22 yaşında ve kendi standartlarına göre çoğu erkekten üstün olduğunu düşünen fakat hiçbir kızla yakınlaşamayan Rodger bir noktadan sonra olayları nefretle değerlendirmeye başlayıp gördüğü her mutluluğun kendisinden çalındığı algısına kapılıyor. 2014 yılında da "insanlıktan intikam almak için" 6 kişiyi öldürerek facianın aktörü oluyor.
Adını unutmadığım bir okul katliamcısı. Babası yanılmıyorsam yönetmen gibi birşeydi. Yıllarca okulda gördüğü zorbalıklar, popüler kızların aşağılamaları sayesinde katile dönüştü. Asperger sendromu olduğunu da söylüyor uzmanlar. Özünde çok temiz bir çocukmuş ama finali kötü oldu.
Hayat böyledir zaten, fırlamalar ve zorbalar hergün bir puştluk yapar insanlar yutar, ama sakin bir insan aylarca yıllarca yutup da bir patlar ondan sonra fenalığı, asabiliği, haksızlığı ne derseniz artık her türlü eleştiri bombardımanına tutulur.
muhakeme yeteneği zayıf bir tipti.
adam abd vatandaşı, parası pulu var; yani istese sağlam bir kütüphane kurar, gezmedik müze bırakmaz; ama mal herif kadınlar niye beni sevmiyor diye katliam yapıyor. neyse ibret almak gerek.
Führerim, ulu filozofum, supreme centilmenim yolun yolumuzdur, davan davamızdır ant içtik kan biçeceğiz seni bir gün bile unutursak dilimiz damağımız kurusun nur içinde yat.
"Eğer bir gün sözlerim incellerle ters düşerse incelleri seçin."
pekte büyük iş başaramamış katliamcıdır. yani sen gel 150.000 kelimelik manifesto yaz, uzun süre bunun planını yap. yaz, çiz, tasarla ve 6 kişiyi öldür. hiç düşünmeden planlamadan eline tüfeği alıp içerisinde 20 kişinin bulunduğu bir kapalı ortama girsen bile en kötü ihtimalle 7-8 kelle alırsın.
bakir oluşunu fazlasıyla dert eden, manifestosunda buna takdire şayan yer ayıran, pek çok videosunda belirten, ün salmayı başarabilmiş birer (bkz: mass shooter) dir.

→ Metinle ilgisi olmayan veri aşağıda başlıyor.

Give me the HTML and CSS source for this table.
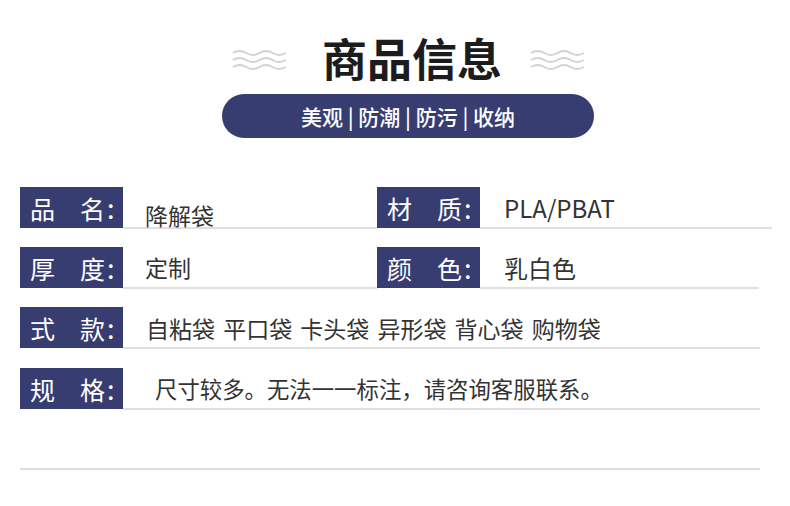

silah, bıçak ile öldürme/yaralama, arabayla can aldı mı hatırlamıyorum.
lakin arabayla bir bariyere çarptıktan sonra kafasına sıktığı herkesçe bilinir.
23 mayıs 2014 deki bu trajik olayla ilgili youtube de geçen sene (bkz: coffehouse crime) kanalında güzel ve detaylı bir anlatım var.
not : manifestosunu okumaya kalkışmayın, gözünüzün kesmeyeceğinden eminim.
not 2 : elliot, (bkz: marc lepine) gibi bir anti feminist değildi.
Bir psikopat, cani, ruh hastası olarak anılsa da aslında bir kurbandır. Toplumun ve ailesinin kurbanıdır. Gelişim geriliği olan bir insana ömrü boyunca zorbalık yapar, aranıza arkadaş olarak almaz, karşı cins olarak göz ucuyla bile bakmaz, ailesi olarak yanında hiçbir zaman durmaz iseniz yalnızlığın ve sevgisizliğin verdiği ızdırap ile sizden nefret etmesi dışında bir seçenek bırakmamış olursunuz. Çocuk en son tanrıyım diye dolaşıyordu ortalıkta. Belli ki psikozu için genetik mirası da müsaitmiş.
Eğer o toplum Elliot'a birbirlerine sunduğu sevgiden bir nebze verseydi, zayıf gördüğünün üzerine çakallar gibi çökmeye çalışmasaydı bu bedeli ödemezdi. Evet Elliot birçok masum insanı öldürdü ve bu kabul edilemez. Peki hiçbir suçu olmayan Elliot isimli bu gencin her gün öldürülmesi kabul edilebilir miydi?